Now there are many ways to talk about this, so don’t get mired in the details. But the end reality is that somehow, we find our darkness swallowed up by Christ’s light, we find our ugliness washed through and through by his beauty, we find ourselves completely accepted by God just as if we’d never betrayed him. We are acquitted, or another word is justified. We aren’t trying to work our way to it, we aren’t trying to pay the price ourselves, we aren’t plea-bargaining -- we’re just standing there, marveling, wrapped in his love, saying “Thank you.”
And finally we are apprenticed. (Cf Matt 28:18-20) Again, the experience of adoption and the experience of acquittal are beautiful, transformative things. They inevitably leave us wanting to respond, and this is the point at which Jesus looks at us and says, “Follow me.” He gives us a desire to learn his ways, to let the things he did and said soak into us day by day so that we find them more realistic and beautiful and effective than the ways of the world.
The scriptures often use the word disciple for this, but that also essentially means apprentice; someone who has been drawn in by a master craftsman and given an opportunity to learn the deep kind of how to’s you can’t get from a book. To sit at the feet of the master and watch and learn and practice. You can’t grab your phone and say “OK google, make me a more compassionate person.” If you let Jesus apprentice you, over time, he can and he will. He does it in his own way, with many inconveniences, often through other people and often with lots of trial and error.
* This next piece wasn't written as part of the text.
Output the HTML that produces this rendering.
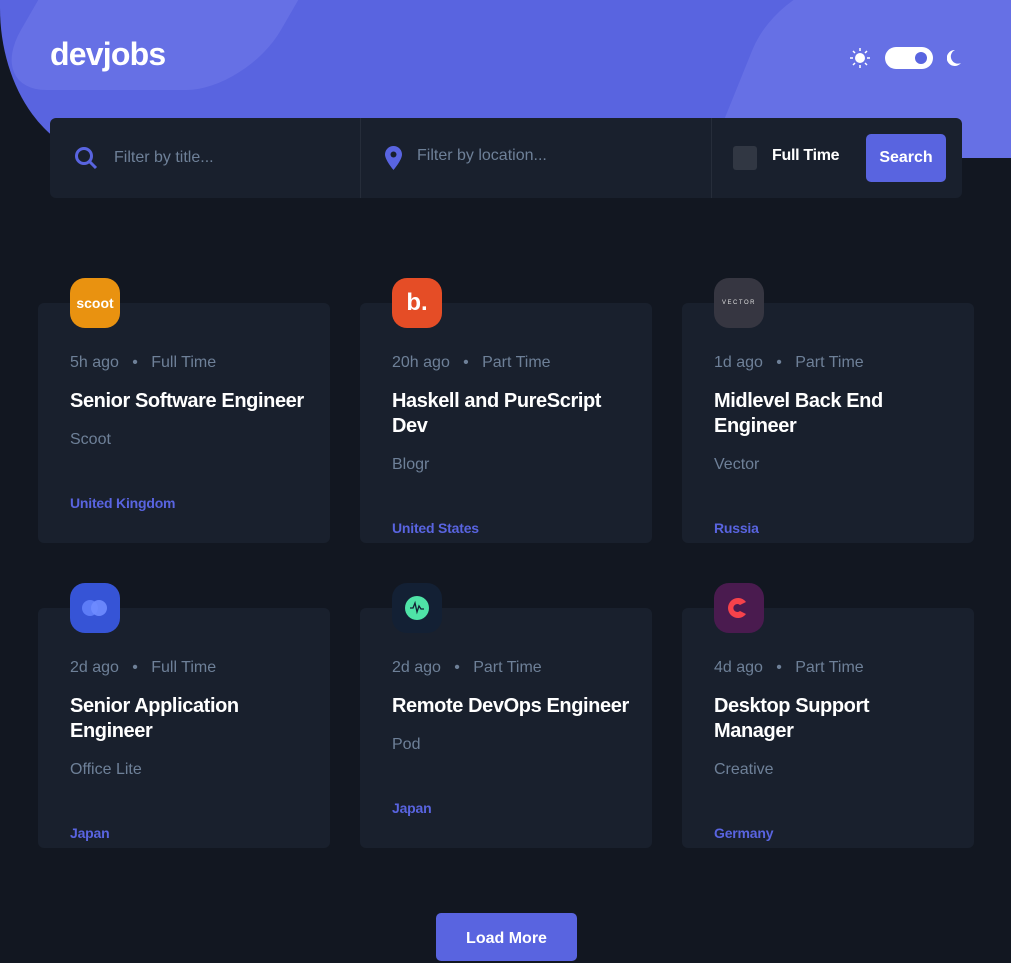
<!DOCTYPE html>
<html><head><meta charset="utf-8"><style>
*{margin:0;padding:0;box-sizing:border-box}
body{width:1011px;height:944px;overflow:hidden;background:#121721;font-family:"Liberation Sans",sans-serif;position:relative}
.hdr{position:absolute;left:0;top:0;width:1011px;height:158px;background:#5964e0;border-bottom-left-radius:110px 150px;overflow:hidden}
.s1{position:absolute;left:70px;top:-200px;width:260px;height:290px;background:#6670e5;border-radius:0 0 60px 60px;transform:skewX(-30deg)}
.s2{position:absolute;left:720px;top:-20px;width:400px;height:300px;background:#6670e5;border-radius:70px;transform:skewX(-22deg)}
.logo{position:absolute;left:50px;top:36px;color:#fff;font-size:32px;font-weight:bold;letter-spacing:-0.8px}
.tog{position:absolute;left:885px;top:47px;width:48px;height:22px;background:#fff;border-radius:11px}
.tog i{position:absolute;right:6px;top:5px;width:12px;height:12px;border-radius:50%;background:#5964e0}
.bar{position:absolute;left:50px;top:118px;width:912px;height:80px;background:#19202d;border-radius:6px}
.div{position:absolute;top:0;width:1px;height:80px;background:#262d3a}
.ph{position:absolute;color:#6e8098;font-size:16px}
.btn{position:absolute;background:#5964e0;color:#fff;font-weight:bold;font-size:16px;border-radius:5px;text-align:center}
.card{position:absolute;width:292px;height:240px;background:#19202d;border-radius:6px}
.lg{position:absolute;left:32px;top:-25px;width:50px;height:50px;border-radius:15px;display:flex;align-items:center;justify-content:center}
.meta{position:absolute;left:32px;top:51px;color:#6e8098;font-size:16px}
.t{position:absolute;left:32px;top:86px;color:#fff;font-size:20px;font-weight:bold;line-height:25px;width:244px;letter-spacing:-0.4px}
.co{position:absolute;left:32px;color:#6e8098;font-size:16px}
.loc{position:absolute;left:32px;color:#5964e0;font-size:14px;font-weight:bold;letter-spacing:-0.2px}
</style></head><body>
<div class="hdr"><div class="s1"></div><div class="s2"></div></div>
<div class="logo">devjobs</div>
<svg style="position:absolute;left:850px;top:48px" width="20" height="20" viewBox="0 0 20 20"><circle cx="10" cy="10" r="5" fill="#fff"/><g stroke="#fff" stroke-width="1.5"><path d="M10 0v3M10 17v3M0 10h3M17 10h3M3 3l2 2M15 15l2 2M3 17l2-2M15 5l2-2"/></g></svg>
<div class="tog"><i></i></div>
<svg style="position:absolute;left:947px;top:50px" width="14" height="16" viewBox="0 0 14 16"><path d="M8 0a8 8 0 1 0 6 13A6.5 6.5 0 0 1 8 0z" fill="#fff"/></svg>
<div class="bar">
<svg style="position:absolute;left:24px;top:28px" width="24" height="24" viewBox="0 0 24 24"><circle cx="10" cy="10" r="7.5" fill="none" stroke="#5964e0" stroke-width="3"/><path d="M15.5 15.5L22 22" stroke="#5964e0" stroke-width="3"/></svg>
<div class="ph" style="left:64px;top:31px">Filter by title...</div>
<div class="div" style="left:310px"></div>
<svg style="position:absolute;left:335px;top:28px" width="17" height="24" viewBox="0 0 17 24"><path d="M8.5 0A8.5 8.5 0 0 0 0 8.5C0 14 8.5 24 8.5 24S17 14 17 8.5A8.5 8.5 0 0 0 8.5 0z" fill="#5964e0"/><circle cx="8.5" cy="8.5" r="3" fill="#19202d"/></svg>
<div class="ph" style="left:367px;top:29px">Filter by location...</div>
<div class="div" style="left:661px"></div>
<div style="position:absolute;left:683px;top:28px;width:24px;height:24px;background:#313743;border-radius:3px"></div>
<div style="position:absolute;left:722px;top:29px;color:#fff;font-weight:bold;font-size:16px;letter-spacing:-0.3px">Full Time</div>
<div class="btn" style="left:816px;top:16px;width:80px;height:48px;line-height:48px">Search</div>
</div>

<div class="card" style="left:38px;top:303px"><div class="lg" style="background:#e99210;color:#fff;font-weight:bold;font-size:14px">scoot</div>
<div class="meta">5h ago &nbsp;&nbsp;•&nbsp;&nbsp; Full Time</div><div class="t">Senior Software Engineer</div><div class="co" style="top:128px">Scoot</div><div class="loc" style="top:192px">United Kingdom</div></div>
<div class="card" style="left:360px;top:303px"><div class="lg" style="background:#e54d26;color:#fff;font-weight:bold;font-size:24px">b.</div>
<div class="meta">20h ago &nbsp;&nbsp;•&nbsp;&nbsp; Part Time</div><div class="t">Haskell and PureScript Dev</div><div class="co" style="top:153px">Blogr</div><div class="loc" style="top:217px">United States</div></div>
<div class="card" style="left:682px;top:303px"><div class="lg" style="background:#363641;color:#ddd;font-size:6px;letter-spacing:1.5px">VECTOR</div>
<div class="meta">1d ago &nbsp;&nbsp;•&nbsp;&nbsp; Part Time</div><div class="t">Midlevel Back End Engineer</div><div class="co" style="top:153px">Vector</div><div class="loc" style="top:217px">Russia</div></div>

<div class="card" style="left:38px;top:608px"><div class="lg" style="background:#3654d6"><svg width="30" height="20"><circle cx="10" cy="10" r="8" fill="#5d7cf7"/><circle cx="19" cy="10" r="8" fill="#6f8cff" opacity=".9"/></svg></div>
<div class="meta">2d ago &nbsp;&nbsp;•&nbsp;&nbsp; Full Time</div><div class="t">Senior Application Engineer</div><div class="co" style="top:153px">Office Lite</div><div class="loc" style="top:217px">Japan</div></div>
<div class="card" style="left:360px;top:608px"><div class="lg" style="background:#132034"><svg width="26" height="26"><circle cx="13" cy="13" r="12" fill="#4fe3a7"/><path d="M6 13h3l2-5 2 9 2-6 2 3h3" stroke="#132034" stroke-width="1.3" fill="none"/></svg></div>
<div class="meta">2d ago &nbsp;&nbsp;•&nbsp;&nbsp; Part Time</div><div class="t">Remote DevOps Engineer</div><div class="co" style="top:128px">Pod</div><div class="loc" style="top:192px">Japan</div></div>
<div class="card" style="left:682px;top:608px"><div class="lg" style="background:#4a1b4f"><svg width="26" height="26"><path d="M20 7A10 10 0 1 0 20 19L14 16A4 4 0 1 1 14 10Z" fill="#f5424b"/></svg></div>
<div class="meta">4d ago &nbsp;&nbsp;•&nbsp;&nbsp; Part Time</div><div class="t" style="width:200px">Desktop Support Manager</div><div class="co" style="top:153px">Creative</div><div class="loc" style="top:217px">Germany</div></div>

<div class="btn" style="left:436px;top:913px;width:141px;height:48px;line-height:48px;padding-top:2px">Load More</div>
</body></html>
But when you are his apprentice, everything can become grist for his mill, for his unshakable determination to make you his own.
So Jesus is the way, the way of life into which we are apprenticed. Jesus is the truth, the sharp reality of honesty about our sin as he steps down from the bench to provide an acquittal we finally admit we cannot manufacture for ourselves. And he is the life, the real life of God that flows into us through him, adopting us as members of his family. The way, the truth and the life. Being a Christian is, in two words, being his. Everything else is secondary.